(Code that builds pages)
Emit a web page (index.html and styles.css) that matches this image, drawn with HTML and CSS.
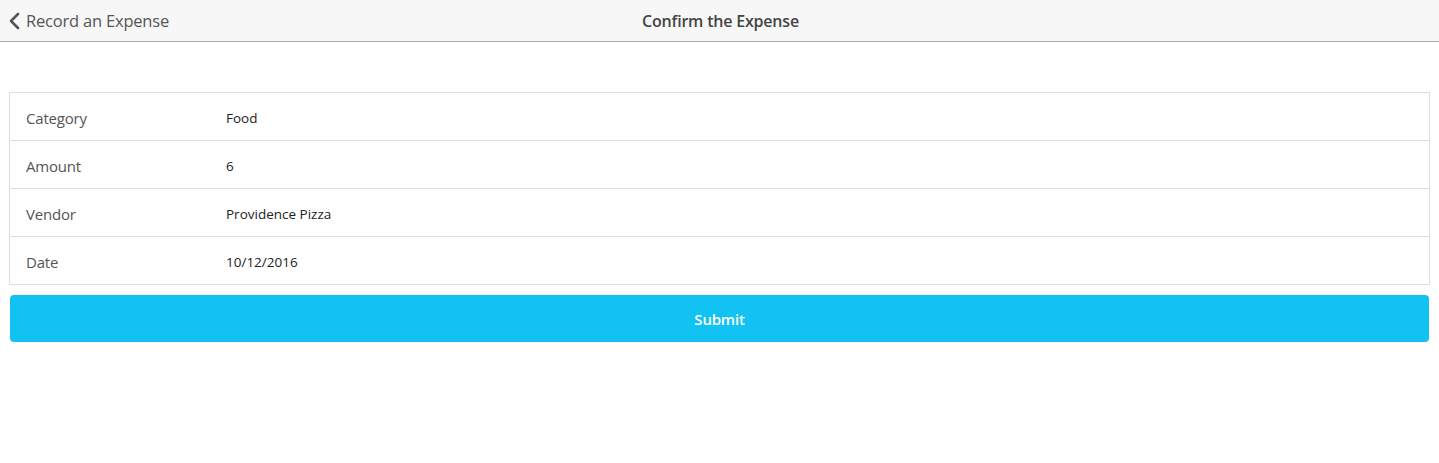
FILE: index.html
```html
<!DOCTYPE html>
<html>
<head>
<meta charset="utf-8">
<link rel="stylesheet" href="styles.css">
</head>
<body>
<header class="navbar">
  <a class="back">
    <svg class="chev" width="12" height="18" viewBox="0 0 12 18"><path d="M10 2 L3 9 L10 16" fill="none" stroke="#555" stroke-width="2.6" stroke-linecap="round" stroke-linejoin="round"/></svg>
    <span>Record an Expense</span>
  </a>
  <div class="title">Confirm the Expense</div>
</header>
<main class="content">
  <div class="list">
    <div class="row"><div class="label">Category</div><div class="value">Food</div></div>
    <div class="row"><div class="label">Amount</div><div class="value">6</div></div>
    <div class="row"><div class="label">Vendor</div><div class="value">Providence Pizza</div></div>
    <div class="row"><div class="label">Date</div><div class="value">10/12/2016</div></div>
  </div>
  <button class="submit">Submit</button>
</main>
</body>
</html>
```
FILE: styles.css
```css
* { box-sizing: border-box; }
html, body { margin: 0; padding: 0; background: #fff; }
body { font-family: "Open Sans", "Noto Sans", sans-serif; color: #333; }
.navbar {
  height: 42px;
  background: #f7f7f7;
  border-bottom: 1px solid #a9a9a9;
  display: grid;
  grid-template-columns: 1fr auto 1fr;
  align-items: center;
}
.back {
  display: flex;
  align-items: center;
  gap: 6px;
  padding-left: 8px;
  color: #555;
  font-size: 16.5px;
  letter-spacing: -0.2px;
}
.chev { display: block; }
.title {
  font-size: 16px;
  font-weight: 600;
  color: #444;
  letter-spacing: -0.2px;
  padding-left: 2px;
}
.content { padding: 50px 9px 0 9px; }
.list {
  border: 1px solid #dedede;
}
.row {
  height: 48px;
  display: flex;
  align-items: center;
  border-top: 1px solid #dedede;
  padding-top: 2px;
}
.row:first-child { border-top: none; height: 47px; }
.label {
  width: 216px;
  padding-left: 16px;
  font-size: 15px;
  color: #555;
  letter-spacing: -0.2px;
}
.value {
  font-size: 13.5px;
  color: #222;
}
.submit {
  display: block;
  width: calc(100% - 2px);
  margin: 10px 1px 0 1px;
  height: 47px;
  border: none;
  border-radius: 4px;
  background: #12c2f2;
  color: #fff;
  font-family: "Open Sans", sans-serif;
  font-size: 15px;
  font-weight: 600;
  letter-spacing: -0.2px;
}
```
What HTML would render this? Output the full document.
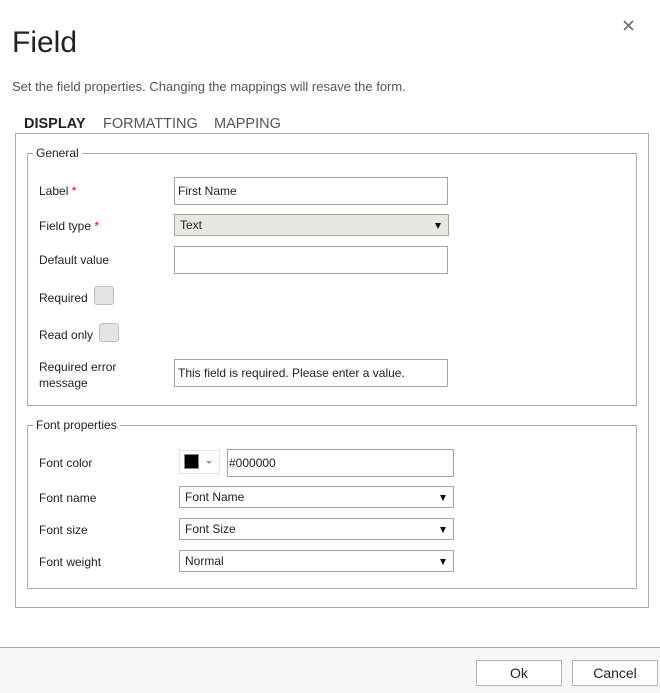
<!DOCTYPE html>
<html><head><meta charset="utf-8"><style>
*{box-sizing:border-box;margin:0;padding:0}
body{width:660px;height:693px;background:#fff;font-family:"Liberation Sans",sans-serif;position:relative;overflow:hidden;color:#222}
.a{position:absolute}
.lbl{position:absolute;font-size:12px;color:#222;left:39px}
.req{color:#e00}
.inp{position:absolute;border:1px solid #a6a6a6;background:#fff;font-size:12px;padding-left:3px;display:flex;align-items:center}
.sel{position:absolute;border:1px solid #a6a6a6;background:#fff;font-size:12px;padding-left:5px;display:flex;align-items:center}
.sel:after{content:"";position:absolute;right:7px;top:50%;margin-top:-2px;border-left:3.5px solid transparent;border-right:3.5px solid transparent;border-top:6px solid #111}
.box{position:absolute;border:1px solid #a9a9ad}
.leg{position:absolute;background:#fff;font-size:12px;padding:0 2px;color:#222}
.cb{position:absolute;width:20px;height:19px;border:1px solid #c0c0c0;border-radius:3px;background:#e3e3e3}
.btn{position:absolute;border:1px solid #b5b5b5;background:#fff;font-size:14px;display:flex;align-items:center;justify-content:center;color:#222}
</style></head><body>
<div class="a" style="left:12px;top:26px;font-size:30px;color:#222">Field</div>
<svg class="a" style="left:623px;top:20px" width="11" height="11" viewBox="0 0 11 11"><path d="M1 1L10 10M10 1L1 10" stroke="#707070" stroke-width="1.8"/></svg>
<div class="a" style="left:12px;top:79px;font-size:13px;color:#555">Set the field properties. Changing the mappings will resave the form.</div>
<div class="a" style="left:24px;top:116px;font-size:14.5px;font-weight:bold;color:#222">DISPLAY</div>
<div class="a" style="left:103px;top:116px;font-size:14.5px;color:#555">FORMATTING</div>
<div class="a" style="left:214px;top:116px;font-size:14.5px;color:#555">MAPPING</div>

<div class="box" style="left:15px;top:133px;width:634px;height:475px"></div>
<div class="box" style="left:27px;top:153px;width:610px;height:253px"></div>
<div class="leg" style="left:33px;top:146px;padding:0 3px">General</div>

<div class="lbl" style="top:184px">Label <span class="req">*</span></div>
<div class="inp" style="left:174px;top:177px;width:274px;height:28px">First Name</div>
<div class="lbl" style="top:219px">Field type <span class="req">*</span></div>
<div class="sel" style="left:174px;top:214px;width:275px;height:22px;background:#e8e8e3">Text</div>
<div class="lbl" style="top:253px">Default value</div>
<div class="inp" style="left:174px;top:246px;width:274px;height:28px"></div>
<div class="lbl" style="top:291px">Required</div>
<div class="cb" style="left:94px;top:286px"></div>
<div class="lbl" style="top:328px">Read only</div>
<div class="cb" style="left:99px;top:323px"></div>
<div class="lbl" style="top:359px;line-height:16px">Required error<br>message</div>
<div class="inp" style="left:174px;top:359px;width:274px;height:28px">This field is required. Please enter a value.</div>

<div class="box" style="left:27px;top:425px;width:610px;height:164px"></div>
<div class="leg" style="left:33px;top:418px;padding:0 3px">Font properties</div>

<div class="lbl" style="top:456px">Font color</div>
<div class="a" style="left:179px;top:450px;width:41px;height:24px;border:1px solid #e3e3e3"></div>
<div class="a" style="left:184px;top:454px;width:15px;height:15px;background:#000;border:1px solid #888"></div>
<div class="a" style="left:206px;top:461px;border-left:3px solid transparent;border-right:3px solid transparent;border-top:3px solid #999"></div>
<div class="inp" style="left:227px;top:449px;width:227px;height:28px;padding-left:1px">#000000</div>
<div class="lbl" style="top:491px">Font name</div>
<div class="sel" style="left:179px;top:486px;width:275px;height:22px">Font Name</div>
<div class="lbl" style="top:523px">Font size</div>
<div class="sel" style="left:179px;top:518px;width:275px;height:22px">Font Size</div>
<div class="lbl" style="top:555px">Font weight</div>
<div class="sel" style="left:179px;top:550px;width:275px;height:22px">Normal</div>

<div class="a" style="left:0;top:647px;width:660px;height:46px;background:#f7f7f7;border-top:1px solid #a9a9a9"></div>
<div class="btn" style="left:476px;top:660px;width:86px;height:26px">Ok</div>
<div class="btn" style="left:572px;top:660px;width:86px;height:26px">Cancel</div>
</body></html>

• TASK TO COMPLETE: Working from the material above, transcribe it exactly while omitting pictures.

• TASK ANSWER:
Emit a web page (index.html and styles.css) that matches this image, drawn with HTML and CSS.
FILE: index.html
```html
<!DOCTYPE html>
<html>
<head>
<meta charset="utf-8">
<link rel="stylesheet" href="styles.css">
</head>
<body>
<header class="navbar">
  <a class="back">
    <svg class="chev" width="12" height="18" viewBox="0 0 12 18"><path d="M10 2 L3 9 L10 16" fill="none" stroke="#555" stroke-width="2.6" stroke-linecap="round" stroke-linejoin="round"/></svg>
    <span>Record an Expense</span>
  </a>
  <div class="title">Confirm the Expense</div>
</header>
<main class="content">
  <div class="list">
    <div class="row"><div class="label">Category</div><div class="value">Food</div></div>
    <div class="row"><div class="label">Amount</div><div class="value">6</div></div>
    <div class="row"><div class="label">Vendor</div><div class="value">Providence Pizza</div></div>
    <div class="row"><div class="label">Date</div><div class="value">10/12/2016</div></div>
  </div>
  <button class="submit">Submit</button>
</main>
</body>
</html>
```
FILE: styles.css
```css
* { box-sizing: border-box; }
html, body { margin: 0; padding: 0; background: #fff; }
body { font-family: "Open Sans", "Noto Sans", sans-serif; color: #333; }
.navbar {
  height: 42px;
  background: #f7f7f7;
  border-bottom: 1px solid #a9a9a9;
  display: grid;
  grid-template-columns: 1fr auto 1fr;
  align-items: center;
}
.back {
  display: flex;
  align-items: center;
  gap: 6px;
  padding-left: 8px;
  color: #555;
  font-size: 16.5px;
  letter-spacing: -0.2px;
}
.chev { display: block; }
.title {
  font-size: 16px;
  font-weight: 600;
  color: #444;
  letter-spacing: -0.2px;
  padding-left: 2px;
}
.content { padding: 50px 9px 0 9px; }
.list {
  border: 1px solid #dedede;
}
.row {
  height: 48px;
  display: flex;
  align-items: center;
  border-top: 1px solid #dedede;
  padding-top: 2px;
}
.row:first-child { border-top: none; height: 47px; }
.label {
  width: 216px;
  padding-left: 16px;
  font-size: 15px;
  color: #555;
  letter-spacing: -0.2px;
}
.value {
  font-size: 13.5px;
  color: #222;
}
.submit {
  display: block;
  width: calc(100% - 2px);
  margin: 10px 1px 0 1px;
  height: 47px;
  border: none;
  border-radius: 4px;
  background: #12c2f2;
  color: #fff;
  font-family: "Open Sans", sans-serif;
  font-size: 15px;
  font-weight: 600;
  letter-spacing: -0.2px;
}
```
What HTML would render this? Output the full document.
<!DOCTYPE html>
<html><head><meta charset="utf-8"><style>
*{box-sizing:border-box;margin:0;padding:0}
body{width:660px;height:693px;background:#fff;font-family:"Liberation Sans",sans-serif;position:relative;overflow:hidden;color:#222}
.a{position:absolute}
.lbl{position:absolute;font-size:12px;color:#222;left:39px}
.req{color:#e00}
.inp{position:absolute;border:1px solid #a6a6a6;background:#fff;font-size:12px;padding-left:3px;display:flex;align-items:center}
.sel{position:absolute;border:1px solid #a6a6a6;background:#fff;font-size:12px;padding-left:5px;display:flex;align-items:center}
.sel:after{content:"";position:absolute;right:7px;top:50%;margin-top:-2px;border-left:3.5px solid transparent;border-right:3.5px solid transparent;border-top:6px solid #111}
.box{position:absolute;border:1px solid #a9a9ad}
.leg{position:absolute;background:#fff;font-size:12px;padding:0 2px;color:#222}
.cb{position:absolute;width:20px;height:19px;border:1px solid #c0c0c0;border-radius:3px;background:#e3e3e3}
.btn{position:absolute;border:1px solid #b5b5b5;background:#fff;font-size:14px;display:flex;align-items:center;justify-content:center;color:#222}
</style></head><body>
<div class="a" style="left:12px;top:26px;font-size:30px;color:#222">Field</div>
<svg class="a" style="left:623px;top:20px" width="11" height="11" viewBox="0 0 11 11"><path d="M1 1L10 10M10 1L1 10" stroke="#707070" stroke-width="1.8"/></svg>
<div class="a" style="left:12px;top:79px;font-size:13px;color:#555">Set the field properties. Changing the mappings will resave the form.</div>
<div class="a" style="left:24px;top:116px;font-size:14.5px;font-weight:bold;color:#222">DISPLAY</div>
<div class="a" style="left:103px;top:116px;font-size:14.5px;color:#555">FORMATTING</div>
<div class="a" style="left:214px;top:116px;font-size:14.5px;color:#555">MAPPING</div>

<div class="box" style="left:15px;top:133px;width:634px;height:475px"></div>
<div class="box" style="left:27px;top:153px;width:610px;height:253px"></div>
<div class="leg" style="left:33px;top:146px;padding:0 3px">General</div>

<div class="lbl" style="top:184px">Label <span class="req">*</span></div>
<div class="inp" style="left:174px;top:177px;width:274px;height:28px">First Name</div>
<div class="lbl" style="top:219px">Field type <span class="req">*</span></div>
<div class="sel" style="left:174px;top:214px;width:275px;height:22px;background:#e8e8e3">Text</div>
<div class="lbl" style="top:253px">Default value</div>
<div class="inp" style="left:174px;top:246px;width:274px;height:28px"></div>
<div class="lbl" style="top:291px">Required</div>
<div class="cb" style="left:94px;top:286px"></div>
<div class="lbl" style="top:328px">Read only</div>
<div class="cb" style="left:99px;top:323px"></div>
<div class="lbl" style="top:359px;line-height:16px">Required error<br>message</div>
<div class="inp" style="left:174px;top:359px;width:274px;height:28px">This field is required. Please enter a value.</div>

<div class="box" style="left:27px;top:425px;width:610px;height:164px"></div>
<div class="leg" style="left:33px;top:418px;padding:0 3px">Font properties</div>

<div class="lbl" style="top:456px">Font color</div>
<div class="a" style="left:179px;top:450px;width:41px;height:24px;border:1px solid #e3e3e3"></div>
<div class="a" style="left:184px;top:454px;width:15px;height:15px;background:#000;border:1px solid #888"></div>
<div class="a" style="left:206px;top:461px;border-left:3px solid transparent;border-right:3px solid transparent;border-top:3px solid #999"></div>
<div class="inp" style="left:227px;top:449px;width:227px;height:28px;padding-left:1px">#000000</div>
<div class="lbl" style="top:491px">Font name</div>
<div class="sel" style="left:179px;top:486px;width:275px;height:22px">Font Name</div>
<div class="lbl" style="top:523px">Font size</div>
<div class="sel" style="left:179px;top:518px;width:275px;height:22px">Font Size</div>
<div class="lbl" style="top:555px">Font weight</div>
<div class="sel" style="left:179px;top:550px;width:275px;height:22px">Normal</div>

<div class="a" style="left:0;top:647px;width:660px;height:46px;background:#f7f7f7;border-top:1px solid #a9a9a9"></div>
<div class="btn" style="left:476px;top:660px;width:86px;height:26px">Ok</div>
<div class="btn" style="left:572px;top:660px;width:86px;height:26px">Cancel</div>
</body></html>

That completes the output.